Risk is an inherent part of any project, ranging from dangers that can delay it somewhat or increase costs to ones that can jeopardize its entire existence. It is unproductive to deny their existence, as that will only make them more likely to manifest through negligence. As such, risk identification is an essential part of any project. Through it, the team members can recognize dangers to the proceedings early and judge their impacts. As such, they will be prepared to deal with emerging problems and resolve their aftermath efficiently if they occur.
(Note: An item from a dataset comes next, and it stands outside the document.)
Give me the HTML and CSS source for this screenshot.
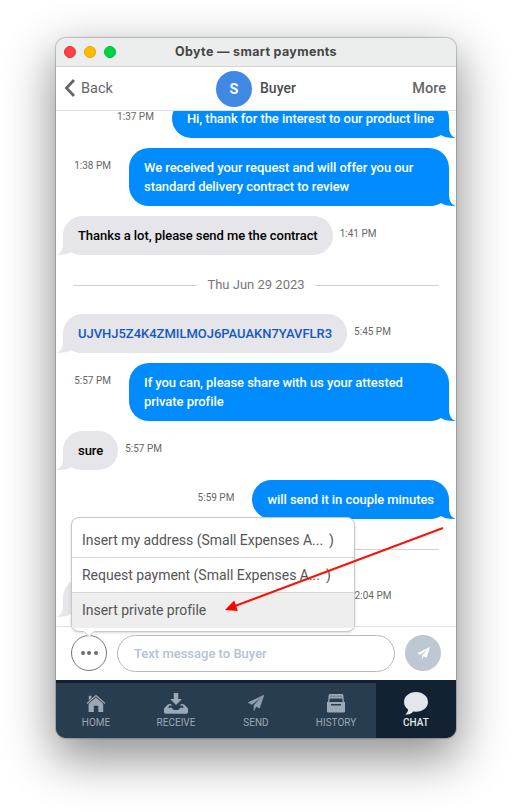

To effectively prevent risks, it is necessary to understand why they emerge. Finding factors that lead to issues in the project is the purpose of risk analysis, the next step after identification. Sometimes, it may be possible to curb a danger early on by addressing a minor concern earlier on, avoiding substantial damage to the project. Additionally, understanding the probability of each problem emerging and the specific effects that they will have can help the team plan better, setting aside contingencies. In such a case, even when difficulties inevitably arise, the project will finish on time, assuming the quality of the analysis was adequate.
The entire process of identifying risks, analyzing them, and preparing countermeasures is known as risk management. It has been researched extensively in the last multiple decades, providing project managers with a substantial amount of knowledge about how it should be conducted. It is best for the process to be highly codified and organized, following a well-defined framework. In addition to the steps described above, it should incorporate self-review and adjustment processes to minimize oversights. With these measures taken, the team can mitigate confusion and concentrate on the project, operating efficiently and productively.
Risk Management and Project Planning
In most projects, there are substantial risks involved that can endanger the proceedings. By identifying them and analyzing their causes and effects, the team can prepare for any such problems. Identification can help familiarize the team with potential risks so that they do not come as a surprise and disrupt operations excessively. A challenge that is anticipated can be managed more easily, with the potential to prevent it altogether existing, as well. To achieve such a result, it is necessary to review each individual risk identified to clarify the reasons why it appears and whether it is possible to address these reasons. At times, it may be possible to perform a task early or make a small adjustment and prevent a butterfly effect that would lead to a systemic issue in the future. Such a scenario is ideal from the project manager’s perspective, as it takes minimal investment and achieves substantial results.
With that said, such a scenario is also generally unrealistic, especially when the number of potential risks is considered. Often, dangers will be entirely out of the team’s control, governed by chance more than any specific causes. As such, a vital part of risk management is preparing to deal with these unavoidable impacts on the project in the case that they occur. Understanding their implications lets the team set aside enough time and resources to address the effects if necessary without overcommitting otherwise. Still, it should also be noted that risk is inherent even in its own management due to human error, which can lead to problems staying unknown or being misjudged in terms of severity. Awareness of this problem should be incorporated into planning in the form of extra allowances and a sound formal framework that features frequent reviews and knowledge-based guidelines.